En el barrio de La Atalaya, antiguo poblado aborigen, es de los pocos sitios de Europa donde todavía se cocina con cacharros de barro y se utilizan otros cuencos para tostar el millo y café. También observamos la existencia de numerosas cuevas en donde se utilizan los hornos antiguos de piedra. Hoy en día se resiste a perder su arte arcaico y su encanto nativo. Tras la desaparición de los grandes maestro de la elaboración de la losa que fueron Panchito y Antonia ‘La Rubia’, en la actualidad encontramos jóvenes y asociaciones que mantienen viva la tradición siguiendo la técnica aborigen.

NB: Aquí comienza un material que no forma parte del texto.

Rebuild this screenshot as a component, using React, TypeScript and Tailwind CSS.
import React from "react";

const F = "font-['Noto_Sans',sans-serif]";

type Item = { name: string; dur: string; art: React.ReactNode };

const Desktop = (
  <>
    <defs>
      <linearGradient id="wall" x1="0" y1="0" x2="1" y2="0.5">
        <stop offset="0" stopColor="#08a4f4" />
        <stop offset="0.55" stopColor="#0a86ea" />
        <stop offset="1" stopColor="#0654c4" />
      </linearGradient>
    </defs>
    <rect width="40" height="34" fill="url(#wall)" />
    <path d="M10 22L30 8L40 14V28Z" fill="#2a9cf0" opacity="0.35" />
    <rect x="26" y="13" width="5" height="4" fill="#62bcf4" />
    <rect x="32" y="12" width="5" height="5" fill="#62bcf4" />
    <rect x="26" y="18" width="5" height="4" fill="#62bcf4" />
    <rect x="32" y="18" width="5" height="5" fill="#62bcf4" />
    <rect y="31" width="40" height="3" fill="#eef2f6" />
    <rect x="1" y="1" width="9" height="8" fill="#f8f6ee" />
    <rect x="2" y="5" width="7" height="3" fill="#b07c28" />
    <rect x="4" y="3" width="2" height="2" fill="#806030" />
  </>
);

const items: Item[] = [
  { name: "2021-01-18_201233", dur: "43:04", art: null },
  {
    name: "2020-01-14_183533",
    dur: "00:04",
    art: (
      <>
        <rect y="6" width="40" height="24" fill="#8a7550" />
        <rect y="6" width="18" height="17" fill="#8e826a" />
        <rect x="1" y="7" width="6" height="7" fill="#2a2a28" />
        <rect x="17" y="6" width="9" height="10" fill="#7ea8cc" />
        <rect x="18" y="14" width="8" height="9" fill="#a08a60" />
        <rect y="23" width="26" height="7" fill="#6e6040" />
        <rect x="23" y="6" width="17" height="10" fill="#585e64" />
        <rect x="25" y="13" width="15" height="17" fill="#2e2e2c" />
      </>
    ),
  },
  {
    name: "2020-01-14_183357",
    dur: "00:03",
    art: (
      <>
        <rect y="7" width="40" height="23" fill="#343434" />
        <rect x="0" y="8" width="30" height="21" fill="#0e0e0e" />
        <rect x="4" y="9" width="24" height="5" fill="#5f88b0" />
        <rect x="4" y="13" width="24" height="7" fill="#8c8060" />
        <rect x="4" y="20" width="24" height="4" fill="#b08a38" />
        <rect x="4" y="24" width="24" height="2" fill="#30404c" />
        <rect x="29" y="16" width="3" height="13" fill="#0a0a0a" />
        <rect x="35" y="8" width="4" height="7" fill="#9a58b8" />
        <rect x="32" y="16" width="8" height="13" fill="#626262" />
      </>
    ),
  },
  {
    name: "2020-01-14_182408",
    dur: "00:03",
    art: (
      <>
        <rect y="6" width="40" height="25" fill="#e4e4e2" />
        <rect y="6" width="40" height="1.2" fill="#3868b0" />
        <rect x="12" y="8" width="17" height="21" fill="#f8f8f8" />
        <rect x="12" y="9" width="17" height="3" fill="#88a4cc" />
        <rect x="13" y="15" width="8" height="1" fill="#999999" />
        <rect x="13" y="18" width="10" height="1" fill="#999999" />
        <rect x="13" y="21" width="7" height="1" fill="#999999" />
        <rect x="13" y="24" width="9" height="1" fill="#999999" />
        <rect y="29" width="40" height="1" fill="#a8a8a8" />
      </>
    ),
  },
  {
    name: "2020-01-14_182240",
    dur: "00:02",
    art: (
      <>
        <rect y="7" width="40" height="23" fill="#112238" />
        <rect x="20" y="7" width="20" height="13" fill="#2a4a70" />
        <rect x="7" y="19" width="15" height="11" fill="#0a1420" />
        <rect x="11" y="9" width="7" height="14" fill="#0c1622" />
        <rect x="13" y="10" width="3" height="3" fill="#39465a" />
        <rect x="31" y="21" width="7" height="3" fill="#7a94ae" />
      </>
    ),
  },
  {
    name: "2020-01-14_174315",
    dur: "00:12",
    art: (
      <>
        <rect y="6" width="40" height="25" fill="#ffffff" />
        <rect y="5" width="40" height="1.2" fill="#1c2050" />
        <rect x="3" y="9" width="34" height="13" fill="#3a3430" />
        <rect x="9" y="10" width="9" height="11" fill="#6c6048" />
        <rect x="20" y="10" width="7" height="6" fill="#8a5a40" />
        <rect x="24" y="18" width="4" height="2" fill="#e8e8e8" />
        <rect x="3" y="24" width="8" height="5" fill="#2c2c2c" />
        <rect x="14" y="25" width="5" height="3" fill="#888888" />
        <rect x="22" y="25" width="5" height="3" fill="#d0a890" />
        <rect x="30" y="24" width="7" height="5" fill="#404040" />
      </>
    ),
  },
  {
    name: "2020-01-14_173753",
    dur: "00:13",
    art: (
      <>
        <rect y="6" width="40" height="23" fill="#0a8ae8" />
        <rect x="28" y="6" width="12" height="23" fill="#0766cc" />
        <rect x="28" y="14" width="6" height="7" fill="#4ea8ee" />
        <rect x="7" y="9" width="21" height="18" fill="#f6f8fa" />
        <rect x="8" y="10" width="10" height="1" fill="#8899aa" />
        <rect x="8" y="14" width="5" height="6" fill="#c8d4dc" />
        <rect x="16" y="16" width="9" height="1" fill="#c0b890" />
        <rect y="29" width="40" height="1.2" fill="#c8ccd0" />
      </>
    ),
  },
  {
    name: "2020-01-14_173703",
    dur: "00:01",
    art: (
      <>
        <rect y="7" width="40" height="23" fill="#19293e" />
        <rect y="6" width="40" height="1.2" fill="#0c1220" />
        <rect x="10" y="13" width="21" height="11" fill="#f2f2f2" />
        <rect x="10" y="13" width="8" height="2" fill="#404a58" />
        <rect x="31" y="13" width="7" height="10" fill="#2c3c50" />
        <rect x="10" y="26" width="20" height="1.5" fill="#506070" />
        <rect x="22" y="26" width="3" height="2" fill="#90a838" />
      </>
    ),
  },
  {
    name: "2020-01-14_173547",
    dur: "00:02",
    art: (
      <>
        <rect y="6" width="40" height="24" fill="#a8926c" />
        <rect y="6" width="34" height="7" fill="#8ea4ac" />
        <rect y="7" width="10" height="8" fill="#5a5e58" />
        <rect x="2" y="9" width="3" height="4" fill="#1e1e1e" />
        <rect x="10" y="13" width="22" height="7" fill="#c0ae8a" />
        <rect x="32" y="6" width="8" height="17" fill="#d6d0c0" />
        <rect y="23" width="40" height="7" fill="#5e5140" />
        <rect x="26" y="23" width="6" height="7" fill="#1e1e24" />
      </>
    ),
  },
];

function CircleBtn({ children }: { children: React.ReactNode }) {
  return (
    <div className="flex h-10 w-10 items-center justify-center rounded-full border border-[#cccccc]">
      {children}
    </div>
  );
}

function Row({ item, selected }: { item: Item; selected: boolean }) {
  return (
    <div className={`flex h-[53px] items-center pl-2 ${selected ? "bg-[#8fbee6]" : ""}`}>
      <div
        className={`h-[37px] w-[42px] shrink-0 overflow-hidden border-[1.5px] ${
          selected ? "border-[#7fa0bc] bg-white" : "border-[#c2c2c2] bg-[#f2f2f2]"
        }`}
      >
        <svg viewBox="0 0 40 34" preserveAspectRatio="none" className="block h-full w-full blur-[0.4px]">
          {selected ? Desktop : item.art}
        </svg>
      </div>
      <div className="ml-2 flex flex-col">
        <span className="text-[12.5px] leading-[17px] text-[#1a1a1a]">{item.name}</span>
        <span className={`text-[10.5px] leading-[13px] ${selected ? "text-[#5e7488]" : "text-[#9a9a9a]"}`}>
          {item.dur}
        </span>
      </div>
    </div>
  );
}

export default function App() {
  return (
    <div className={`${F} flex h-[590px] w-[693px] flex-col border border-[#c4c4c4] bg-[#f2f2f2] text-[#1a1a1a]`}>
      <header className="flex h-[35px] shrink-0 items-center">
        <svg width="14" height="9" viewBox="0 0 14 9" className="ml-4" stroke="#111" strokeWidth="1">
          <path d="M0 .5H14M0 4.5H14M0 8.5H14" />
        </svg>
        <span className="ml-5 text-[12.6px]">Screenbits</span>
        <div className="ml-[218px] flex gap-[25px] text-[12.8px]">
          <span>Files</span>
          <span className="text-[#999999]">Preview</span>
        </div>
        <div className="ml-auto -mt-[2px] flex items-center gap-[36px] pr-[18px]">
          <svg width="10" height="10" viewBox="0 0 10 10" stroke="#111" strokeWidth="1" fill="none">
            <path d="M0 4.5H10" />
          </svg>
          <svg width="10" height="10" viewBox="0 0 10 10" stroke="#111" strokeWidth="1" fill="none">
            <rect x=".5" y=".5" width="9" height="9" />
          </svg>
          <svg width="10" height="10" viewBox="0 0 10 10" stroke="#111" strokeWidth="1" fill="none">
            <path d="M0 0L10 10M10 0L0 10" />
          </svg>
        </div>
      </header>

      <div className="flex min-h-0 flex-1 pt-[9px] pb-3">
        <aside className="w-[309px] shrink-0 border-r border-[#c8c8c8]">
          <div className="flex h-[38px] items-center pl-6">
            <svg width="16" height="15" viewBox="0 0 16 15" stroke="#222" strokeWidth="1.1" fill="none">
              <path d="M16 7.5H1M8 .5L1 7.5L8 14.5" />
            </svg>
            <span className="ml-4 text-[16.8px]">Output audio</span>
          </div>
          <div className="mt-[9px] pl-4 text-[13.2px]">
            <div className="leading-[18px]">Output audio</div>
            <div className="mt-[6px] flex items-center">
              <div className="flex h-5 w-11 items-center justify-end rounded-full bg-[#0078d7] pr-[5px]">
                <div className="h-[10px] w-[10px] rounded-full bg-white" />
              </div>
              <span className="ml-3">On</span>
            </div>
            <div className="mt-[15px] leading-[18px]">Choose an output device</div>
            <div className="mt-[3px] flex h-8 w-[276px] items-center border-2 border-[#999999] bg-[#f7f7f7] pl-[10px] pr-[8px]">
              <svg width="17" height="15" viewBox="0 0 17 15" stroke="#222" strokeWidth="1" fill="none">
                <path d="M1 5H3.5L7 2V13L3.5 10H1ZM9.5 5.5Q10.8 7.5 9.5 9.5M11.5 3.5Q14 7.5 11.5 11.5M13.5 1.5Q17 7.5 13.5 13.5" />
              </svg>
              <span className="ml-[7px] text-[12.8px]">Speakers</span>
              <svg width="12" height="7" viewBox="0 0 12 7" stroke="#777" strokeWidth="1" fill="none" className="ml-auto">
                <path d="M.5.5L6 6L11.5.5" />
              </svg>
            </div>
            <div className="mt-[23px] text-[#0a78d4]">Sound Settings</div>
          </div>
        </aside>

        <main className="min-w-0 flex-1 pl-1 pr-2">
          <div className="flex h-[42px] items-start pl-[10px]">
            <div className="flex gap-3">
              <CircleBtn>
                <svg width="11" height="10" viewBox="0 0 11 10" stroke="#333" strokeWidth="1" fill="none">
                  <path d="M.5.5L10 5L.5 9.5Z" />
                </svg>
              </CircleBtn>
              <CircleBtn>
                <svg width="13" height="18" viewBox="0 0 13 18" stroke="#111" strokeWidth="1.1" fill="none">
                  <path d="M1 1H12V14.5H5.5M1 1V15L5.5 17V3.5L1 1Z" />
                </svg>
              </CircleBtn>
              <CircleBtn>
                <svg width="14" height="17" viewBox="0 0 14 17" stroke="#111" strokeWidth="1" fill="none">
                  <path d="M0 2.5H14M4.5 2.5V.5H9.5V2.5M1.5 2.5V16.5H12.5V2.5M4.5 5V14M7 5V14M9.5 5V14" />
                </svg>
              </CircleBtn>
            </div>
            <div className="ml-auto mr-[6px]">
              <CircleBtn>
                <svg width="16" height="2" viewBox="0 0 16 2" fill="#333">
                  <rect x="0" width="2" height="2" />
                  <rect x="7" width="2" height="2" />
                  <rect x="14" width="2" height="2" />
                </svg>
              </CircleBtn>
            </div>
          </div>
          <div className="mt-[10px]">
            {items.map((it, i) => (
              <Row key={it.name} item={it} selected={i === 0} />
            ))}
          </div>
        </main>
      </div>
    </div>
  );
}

La utilización de platos congelados y la vitrocerámica, o los sencillos y rápidos microondas, no han conseguido hacer desaparecer esta elaboración tradicional de los cuencos y vasijas de barro, cuyo uso común no es tan rentable como lo es la venta del objeto artesanal y decorativo. Excavado en cuevas blanqueadas y localizado en la parte más alta del Monte Lestiscal, junto al sinuoso barranco de Las Goteras, el pago de La Atalaya mantiene viva la tradición alfarera de padres a hijos, aunque cada vez en menor escala, pero en hilo directo con la cultura de los antiguos pobladores de esta islas.
Tras la conquista, una modesta, pero variada, industria artesanal atendía la demanda de servicios y utensilios domésticos a través de un largo capítulo de oficios: carpinteros, zapateros, herreros, curtidores, silleros, albañiles, aserradores o estereros, o etcétera, que cubrían las necesidades de la población, aprovechando la materia prima del bosque inmediato. La agricultura, el pastoreo, la elaboración de quesos y la artesanía eran actividades frecuentes en esta sociedad desde sus inicios, además de la ocupaciones ligadas al cultivo y producción del azúcar, como las cañavereros, refinadores y purgadores.

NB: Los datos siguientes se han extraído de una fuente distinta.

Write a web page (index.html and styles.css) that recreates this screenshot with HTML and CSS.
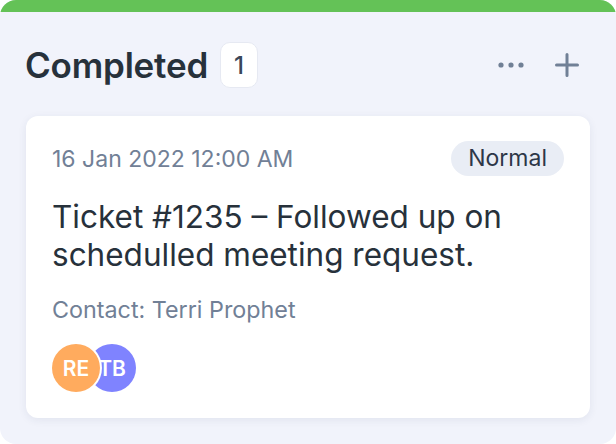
FILE: index.html
```html
<!DOCTYPE html>
<html lang="en">
<head>
  <meta charset="UTF-8">
  <meta name="viewport" content="width=device-width, initial-scale=1.0">
  <title>Board - Completed</title>
  <link rel="stylesheet" href="styles.css">
</head>
<body>
  <div class="column">
    <div class="column-bar"></div>

    <div class="column-header">
      <h2 class="column-title">Completed</h2>
      <span class="count">1</span>
      <div class="column-actions">
        <button class="icon-btn" title="More">
          <svg width="26" height="6" viewBox="0 0 26 6">
            <circle cx="3" cy="3" r="2.6" fill="#718096"/>
            <circle cx="13" cy="3" r="2.6" fill="#718096"/>
            <circle cx="23" cy="3" r="2.6" fill="#718096"/>
          </svg>
        </button>
        <button class="icon-btn" title="Add">
          <svg width="24" height="24" viewBox="0 0 24 24">
            <path d="M12 1.5v21M1.5 12h21" stroke="#718096" stroke-width="3" stroke-linecap="round"/>
          </svg>
        </button>
      </div>
    </div>

    <div class="card">
      <div class="card-top">
        <span class="card-date">16 Jan 2022 12:00 AM</span>
        <span class="priority">Normal</span>
      </div>
      <p class="card-title">Ticket #1235 – Followed up on schedulled meeting request.</p>
      <p class="card-contact">Contact: Terri Prophet</p>
      <div class="avatars">
        <span class="avatar avatar-orange">RE</span>
        <span class="avatar avatar-purple">TB</span>
      </div>
    </div>
  </div>
</body>
</html>
```

FILE: styles.css
```css
body {
  margin: 0;
  background: #ffffff;
  font-family: Inter, "Noto Sans", sans-serif;
}

.column {
  height: 444px;
  background: #f1f3fb;
  border-radius: 16px;
  overflow: hidden;
}

.column-bar {
  height: 12px;
  background: #64c257;
}

.column-header {
  display: flex;
  align-items: center;
  padding: 30px 37px 0 25px;
  height: 46px;
}

.column-title {
  margin: 0;
  font-size: 35px;
  font-weight: 600;
  color: #27313b;
  letter-spacing: -0.2px;
}

.count {
  margin-left: 12px;
  width: 38px;
  height: 46px;
  box-sizing: border-box;
  display: flex;
  align-items: center;
  justify-content: center;
  background: #ffffff;
  border: 1px solid #e6e9f2;
  border-radius: 10px;
  font-size: 24px;
  font-weight: 500;
  color: #3a4759;
}

.column-actions {
  margin-left: auto;
  display: flex;
  align-items: center;
  gap: 31px;
}

.icon-btn {
  border: none;
  background: none;
  padding: 0;
  display: flex;
  cursor: pointer;
}

.card {
  margin: 28px 26px 0 26px;
  padding: 25px 26px 26px;
  background: #ffffff;
  border-radius: 12px;
  box-shadow: 0 2px 8px rgba(40, 50, 90, 0.08);
}

.card-top {
  display: flex;
  align-items: center;
  justify-content: space-between;
}

.card-date {
  font-size: 23px;
  color: #718096;
}

.priority {
  padding: 4px 17px;
  line-height: 27px;
  background: #e9edf5;
  border-radius: 18px;
  font-size: 23px;
  color: #2d3748;
}

.card-title {
  margin: 22px 0 0;
  font-size: 31.5px;
  line-height: 38px;
  color: #27313b;
}

.card-contact {
  margin: 22px 0 0;
  font-size: 23.3px;
  line-height: 28px;
  color: #718096;
}

.avatars {
  display: flex;
  margin-top: 20px;
}

.avatar {
  width: 48px;
  height: 48px;
  border-radius: 50%;
  display: flex;
  align-items: center;
  justify-content: center;
  color: #ffffff;
  font-size: 21px;
  font-weight: 600;
}

/* white ring keeps the first avatar visible over the next one */
.avatar-orange {
  background: #ffab5e;
  box-shadow: 0 0 0 2px #ffffff;
  position: relative;
  z-index: 1;
}

.avatar-purple {
  background: #7f83ff;
  margin-left: -12px;
}
```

A comienzos del siglo XIX, la alfarería de La Atalaya continuaba siendo la principal actividad artesanal en la Vega, aunque también la actividad de confección de tejidos era una pujante industria en este pueblo, que contaba con 120 telares, de los que salían ropas bastas, mantas para las camas y otros géneros de regular calidad destinados a la población. En 1802, la gran mayoría de las mujeres del pago talayero se dedicaban al oficio locero. Ese año la producción semanal era de tres a cuatro docenas de piezas, según las estadísticas del comisionado Escolar y Serrano.